Underground trees are almost entirely buried and can live for more than 10,000 years in the savannahs of southern Africa and South America, but how did they evolve?
Savannas generally have widely spaced trees growing amongst grassland. For many years, researchers have generated different hypotheses about how they came to be, such as from human deforestation, a change in temperature or because trees don’t cope well with arid conditions. Most of these theories have been disproven.
An article on the BBC website looks at recent research which suggests savannahs were born from wildfire which also caused trees to adapt to growing underground. While grasses can easily live with fire because they quickly re-sprout, fire can be catastrophic for trees.
“Some underground trees grow large woody structures as much as one metre wide, while others form branched networks of stems measuring up to 10 metres across. Their shoots are so small and thin that it makes little difference to the tree if it occasionally loses them to wildfire - they can quickly regrow.”

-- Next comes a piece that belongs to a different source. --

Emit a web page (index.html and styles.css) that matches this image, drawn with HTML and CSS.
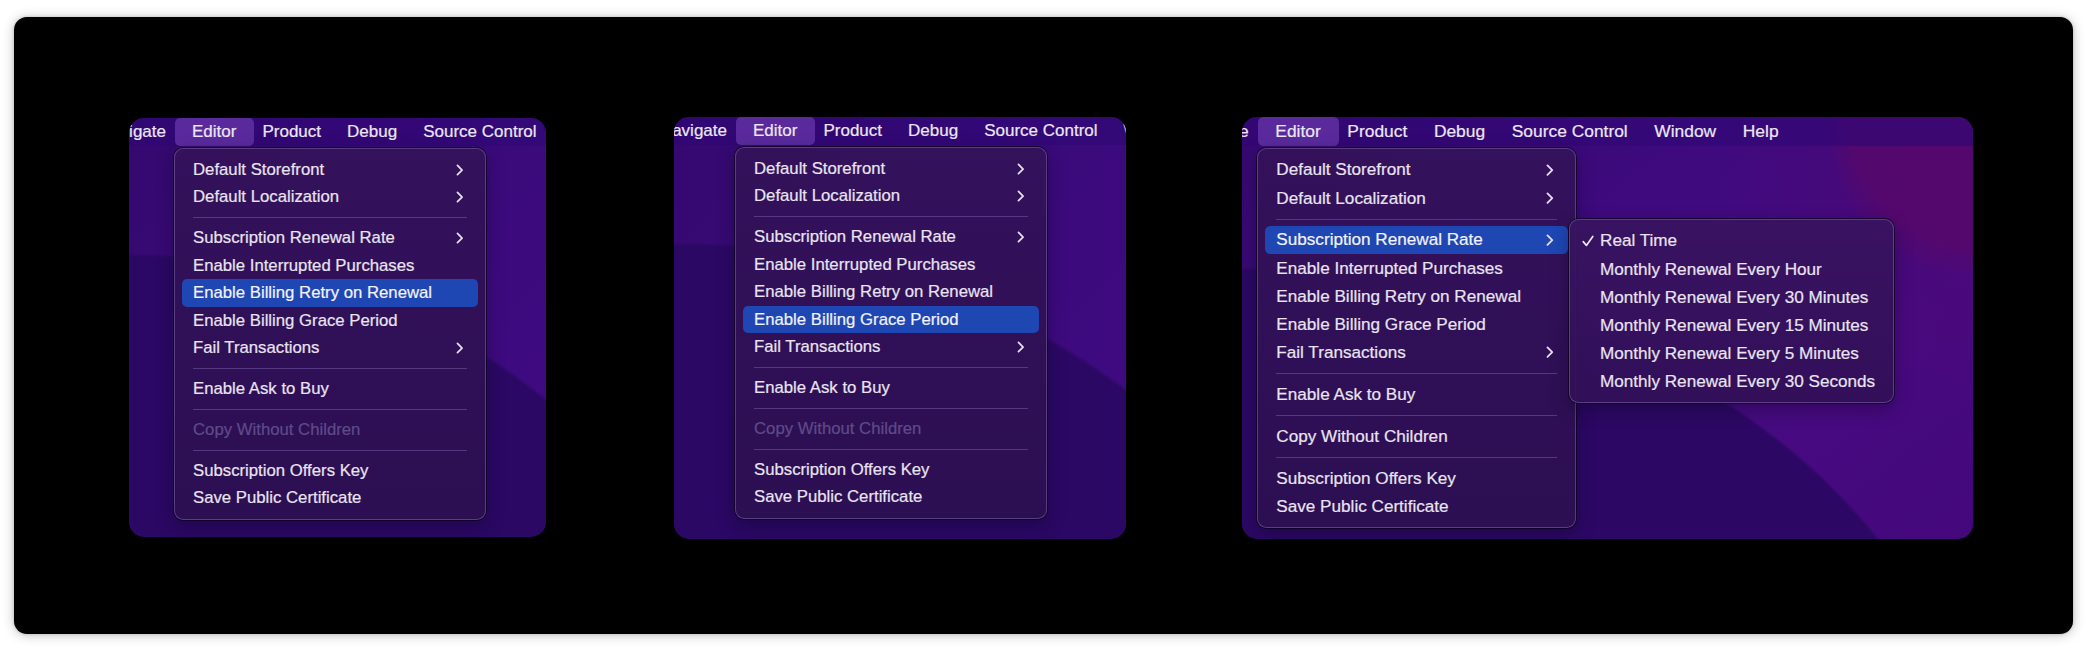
FILE: index.html
```html
<!DOCTYPE html>
<html lang="en">
<head>
<meta charset="utf-8">
<title>StoreKit Editor menus</title>
<link rel="stylesheet" href="styles.css">
</head>
<body>
<div class="frame">

  <!-- Panel 1 -->
  <section class="panel panel-1">
    <nav class="menubar">
      <span class="mb-lead"><span>Navigate</span></span>
      <span class="mb-item active">Editor
        <div class="menu">
          <div class="row sub"><span>Default Storefront</span><svg class="chev" viewBox="0 0 8 13"><path d="M1.5 1.5 L6.5 6.5 L1.5 11.5"/></svg></div>
          <div class="row sub"><span>Default Localization</span><svg class="chev" viewBox="0 0 8 13"><path d="M1.5 1.5 L6.5 6.5 L1.5 11.5"/></svg></div>
          <div class="sep"></div>
          <div class="row sub"><span>Subscription Renewal Rate</span><svg class="chev" viewBox="0 0 8 13"><path d="M1.5 1.5 L6.5 6.5 L1.5 11.5"/></svg></div>
          <div class="row"><span>Enable Interrupted Purchases</span></div>
          <div class="row hl"><span>Enable Billing Retry on Renewal</span></div>
          <div class="row"><span>Enable Billing Grace Period</span></div>
          <div class="row sub"><span>Fail Transactions</span><svg class="chev" viewBox="0 0 8 13"><path d="M1.5 1.5 L6.5 6.5 L1.5 11.5"/></svg></div>
          <div class="sep"></div>
          <div class="row"><span>Enable Ask to Buy</span></div>
          <div class="sep"></div>
          <div class="row disabled"><span>Copy Without Children</span></div>
          <div class="sep"></div>
          <div class="row"><span>Subscription Offers Key</span></div>
          <div class="row"><span>Save Public Certificate</span></div>
        </div>
      </span>
      <span class="mb-item">Product</span>
      <span class="mb-item">Debug</span>
      <span class="mb-item">Source Control</span>
    </nav>
  </section>

  <!-- Panel 2 -->
  <section class="panel panel-2">
    <nav class="menubar">
      <span class="mb-lead"><span>Navigate</span></span>
      <span class="mb-item active">Editor
        <div class="menu">
          <div class="row sub"><span>Default Storefront</span><svg class="chev" viewBox="0 0 8 13"><path d="M1.5 1.5 L6.5 6.5 L1.5 11.5"/></svg></div>
          <div class="row sub"><span>Default Localization</span><svg class="chev" viewBox="0 0 8 13"><path d="M1.5 1.5 L6.5 6.5 L1.5 11.5"/></svg></div>
          <div class="sep"></div>
          <div class="row sub"><span>Subscription Renewal Rate</span><svg class="chev" viewBox="0 0 8 13"><path d="M1.5 1.5 L6.5 6.5 L1.5 11.5"/></svg></div>
          <div class="row"><span>Enable Interrupted Purchases</span></div>
          <div class="row"><span>Enable Billing Retry on Renewal</span></div>
          <div class="row hl"><span>Enable Billing Grace Period</span></div>
          <div class="row sub"><span>Fail Transactions</span><svg class="chev" viewBox="0 0 8 13"><path d="M1.5 1.5 L6.5 6.5 L1.5 11.5"/></svg></div>
          <div class="sep"></div>
          <div class="row"><span>Enable Ask to Buy</span></div>
          <div class="sep"></div>
          <div class="row disabled"><span>Copy Without Children</span></div>
          <div class="sep"></div>
          <div class="row"><span>Subscription Offers Key</span></div>
          <div class="row"><span>Save Public Certificate</span></div>
        </div>
      </span>
      <span class="mb-item">Product</span>
      <span class="mb-item">Debug</span>
      <span class="mb-item">Source Control</span>
      <span class="mb-item">Window</span>
    </nav>
  </section>

  <!-- Panel 3 -->
  <section class="panel panel-3">
    <nav class="menubar">
      <span class="mb-lead"><span>Navigate</span></span>
      <span class="mb-item active">Editor
        <div class="menu">
          <div class="row sub"><span>Default Storefront</span><svg class="chev" viewBox="0 0 8 13"><path d="M1.5 1.5 L6.5 6.5 L1.5 11.5"/></svg></div>
          <div class="row sub"><span>Default Localization</span><svg class="chev" viewBox="0 0 8 13"><path d="M1.5 1.5 L6.5 6.5 L1.5 11.5"/></svg></div>
          <div class="sep"></div>
          <div class="row sub hl open"><span>Subscription Renewal Rate</span><svg class="chev" viewBox="0 0 8 13"><path d="M1.5 1.5 L6.5 6.5 L1.5 11.5"/></svg>
            <div class="submenu">
              <div class="srow"><svg class="check" viewBox="0 0 12 12"><path d="M1.2 6.6 L4.4 10.4 L10.8 1.4"/></svg><span>Real Time</span></div>
              <div class="srow"><span class="nocheck"></span><span>Monthly Renewal Every Hour</span></div>
              <div class="srow"><span class="nocheck"></span><span>Monthly Renewal Every 30 Minutes</span></div>
              <div class="srow"><span class="nocheck"></span><span>Monthly Renewal Every 15 Minutes</span></div>
              <div class="srow"><span class="nocheck"></span><span>Monthly Renewal Every 5 Minutes</span></div>
              <div class="srow"><span class="nocheck"></span><span>Monthly Renewal Every 30 Seconds</span></div>
            </div>
          </div>
          <div class="row"><span>Enable Interrupted Purchases</span></div>
          <div class="row"><span>Enable Billing Retry on Renewal</span></div>
          <div class="row"><span>Enable Billing Grace Period</span></div>
          <div class="row sub"><span>Fail Transactions</span><svg class="chev" viewBox="0 0 8 13"><path d="M1.5 1.5 L6.5 6.5 L1.5 11.5"/></svg></div>
          <div class="sep"></div>
          <div class="row"><span>Enable Ask to Buy</span></div>
          <div class="sep"></div>
          <div class="row"><span>Copy Without Children</span></div>
          <div class="sep"></div>
          <div class="row"><span>Subscription Offers Key</span></div>
          <div class="row"><span>Save Public Certificate</span></div>
        </div>
      </span>
      <span class="mb-item">Product</span>
      <span class="mb-item">Debug</span>
      <span class="mb-item">Source Control</span>
      <span class="mb-item">Window</span>
      <span class="mb-item">Help</span>
    </nav>
  </section>

</div>
</body>
</html>
```

FILE: styles.css
```css
* { box-sizing: border-box; }

html, body {
  margin: 0;
  padding: 0;
  background: #ffffff;
}

body {
  width: 2091px;
  height: 653px;
  overflow: hidden;
  font-family: "Liberation Sans", Arial, "Helvetica Neue", sans-serif;
  -webkit-font-smoothing: antialiased;
}

.frame {
  margin: 17px 0 0 14px;
  width: 2059px;
  height: 617px;
  background: #000;
  border-radius: 13px;
  box-shadow: 0 1px 12px rgba(0, 0, 0, 0.25), 0 0 3px rgba(0, 0, 0, 0.18);
  display: flex;
  align-items: flex-start;
  padding: 100px 0 0 115px;
}

/* ---------- panels (wallpaper) ---------- */
.panel {
  position: relative;
  overflow: hidden;
  border-radius: 15px;
  font-size: 17px;
  color: #ece7f3;
  -webkit-text-stroke: 0.2px currentColor;
}

.panel-1 {
  width: 417px;
  height: 419px;
  margin-top: 1px;
  background:
    radial-gradient(ellipse 625px 565px at 0px 700px, #2b0864 99.3%, rgba(43, 8, 100, 0) 100%),
    linear-gradient(135deg, #34096f 0%, #3a0a7a 45%, #420a84 100%);
}

.panel-2 {
  width: 452px;
  height: 422px;
  margin-left: 128px;
  background:
    radial-gradient(ellipse 680px 575px at 0px 700px, #2b0864 99.3%, rgba(43, 8, 100, 0) 100%),
    linear-gradient(135deg, #34096f 0%, #3a0a7a 45%, #420a84 100%);
}

.panel-3 {
  width: 731px;
  height: 422px;
  margin-left: 116px;
  font-size: 17.4px;
  background:
    radial-gradient(ellipse 740px 550px at 0px 700px, #2c0864 99.4%, rgba(44, 8, 100, 0) 100%),
    radial-gradient(ellipse 150px 160px at 731px 0px, rgba(84, 8, 108, 0.95) 80%, rgba(84, 8, 108, 0) 100%),
    radial-gradient(ellipse 260px 260px at 731px 40px, rgba(78, 8, 116, 0.7) 0%, rgba(78, 8, 116, 0) 100%),
    linear-gradient(140deg, #36096f 0%, #3e0a7e 40%, #470a80 75%, #44087c 100%);
}

/* ---------- menu bar ---------- */
.menubar {
  display: flex;
  align-items: stretch;
  height: 1.647em;
  line-height: 1.647em;
  background: rgba(46, 6, 116, 0.6);
  white-space: nowrap;
}

.mb-lead {
  display: flex;
  justify-content: flex-end;
  flex: none;
  padding-right: 0.765em;
}
.panel-1 .mb-lead { width: 50px; }
.panel-2 .mb-lead { width: 66px; }
.panel-3 .mb-lead { width: 20px; }

.mb-item {
  position: relative;
  flex: none;
  padding: 0 0.765em;
}

.mb-item.active {
  padding: 0 1.059em 0 1em;
  margin: 0 -0.294em 0 -0.235em;
  background: #5a2a9c;
  border-radius: 0.3em;
}

/* ---------- dropdown menu ---------- */
.menu {
  position: absolute;
  top: calc(100% + 2px);
  left: -1px;
  width: 18.63em;
  font-size: 0.985em;
  line-height: normal;
  padding: 0.418em 0 0.39em;
  background: linear-gradient(180deg, rgba(52, 18, 90, 0.96) 0%, rgba(45, 15, 82, 0.96) 100%);
  border: 1px solid rgba(122, 100, 160, 0.55);
  border-radius: 0.55em;
  box-shadow: 0 0 0 1px rgba(10, 0, 25, 0.7), 0 6px 18px rgba(10, 0, 30, 0.35);
  color: #e9e4f0;
  z-index: 2;
}

.row {
  position: relative;
  display: flex;
  align-items: center;
  justify-content: space-between;
  height: 1.642em;
  margin: 0 0.418em;
  padding: 0 0.85em 0 0.657em;
  border-radius: 0.3em;
}

.row.hl {
  background: #1e47b4;
  color: #f4f2fa;
}

.row.disabled {
  color: #5e4b8a;
}

.chev {
  width: 0.45em;
  height: 0.72em;
  flex: none;
}
.chev path {
  fill: none;
  stroke: #e6e0ee;
  stroke-width: 1.9;
  stroke-linecap: round;
  stroke-linejoin: round;
}

.sep {
  height: 0.806em;
  display: flex;
  align-items: center;
  padding: 0 1.075em;
}
.sep::before {
  content: "";
  display: block;
  width: 100%;
  height: 1px;
  background: rgba(110, 84, 160, 0.6);
}

/* ---------- submenu ---------- */
.submenu {
  position: absolute;
  top: -0.418em;
  left: calc(100% + 1px);
  width: 18.96em;
  padding: 0.418em 0 0.39em;
  background: linear-gradient(180deg, rgba(56, 20, 96, 0.94) 0%, rgba(50, 16, 88, 0.94) 100%);
  border: 1px solid rgba(122, 100, 160, 0.55);
  border-radius: 0.55em;
  box-shadow: 0 0 0 1px rgba(10, 0, 25, 0.7), 0 6px 18px rgba(10, 0, 30, 0.35);
  color: #e9e4f0;
}

.srow {
  display: flex;
  align-items: center;
  height: 1.642em;
  padding-left: 0.7em;
}

.check, .nocheck {
  flex: none;
  width: 0.7em;
  height: 0.7em;
  margin-right: 0.35em;
}
.check path {
  fill: none;
  stroke: #ebe6f1;
  stroke-width: 1.7;
  stroke-linecap: round;
  stroke-linejoin: round;
}
```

The article goes on to explain the research which analyzed the DNA of 1400 different woody species in southern Africa, including about 50 of the 200 known underground tree species that grow there. This made it possible to determine how each species related to each other and generate “an evolutionary tree of trees” and the origins of each species.
The results show that underground trees evolved quite recently (less than 8 million years ago) but not all at once. At least 30 different types of tree adopted the strategy independently.